--- begin Entries provided ---

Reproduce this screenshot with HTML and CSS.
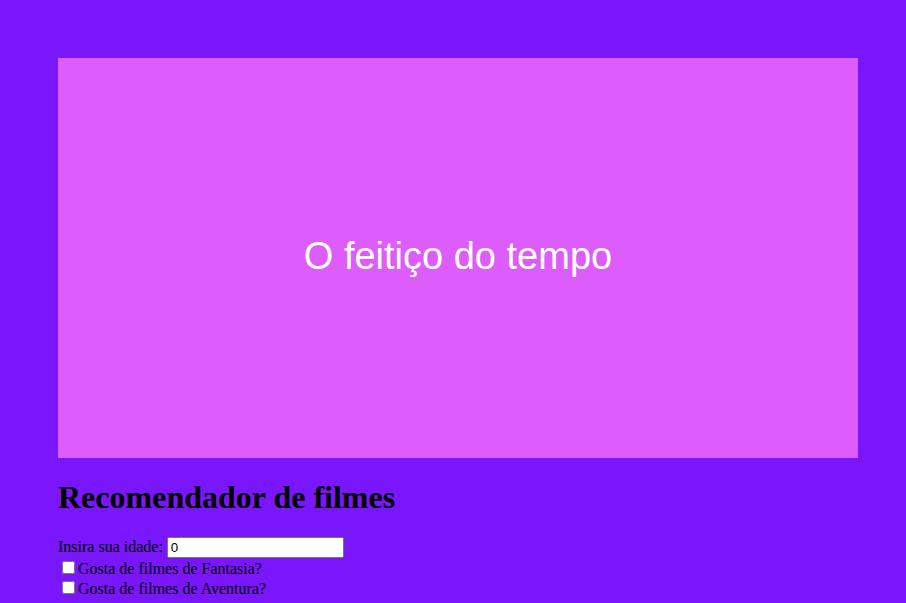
FILE: index.html
```html
<!DOCTYPE html>
<html lang="pt-BR">
<head>
<meta charset="utf-8">
<title>Recomendador de filmes</title>
<link rel="stylesheet" href="styles.css">
</head>
<body>
  <div class="banner">
    <p class="banner-title">O feitiço do tempo</p>
  </div>
  <h1 class="heading">Recomendador de filmes</h1>
  <div class="form">
    <label class="row">Insira sua idade: <input class="age" type="text" value="0"></label>
    <label class="row"><input class="check" type="checkbox">Gosta de filmes de Fantasia?</label>
    <label class="row"><input class="check" type="checkbox">Gosta de filmes de Aventura?</label>
  </div>
</body>
</html>
```
FILE: styles.css
```css
html, body {
  background: #7a16fb;
}
body {
  margin: 0;
  padding: 58px 0 0 58px;
  font-family: "Liberation Serif", "Times New Roman", serif;
  font-size: 16px;
  color: #000;
}
.banner {
  width: 800px;
  height: 400px;
  background: #dd5cfc;
  display: flex;
  align-items: center;
  justify-content: center;
}
.banner-title {
  margin: 0 0 4px;
  color: #fff;
  font-family: "Liberation Sans", Arial, sans-serif;
  font-size: 38px;
}
.heading {
  font-size: 32px;
  font-weight: bold;
  margin: 21px 0;
}
.row {
  display: block;
}
.age {
  width: 169px;
  font-family: "Liberation Sans", Arial, sans-serif;
  font-size: 13.33px;
}
.check {
  margin: 3px 3px 3px 4px;
}
```
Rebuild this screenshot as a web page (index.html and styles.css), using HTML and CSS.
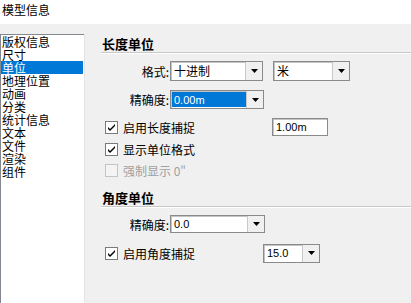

--- end Entries provided ---

Description of the task: The word "screenshot" may appear on some lines. Report how many lines hold it, giving the number alone.

Exercise answer: 2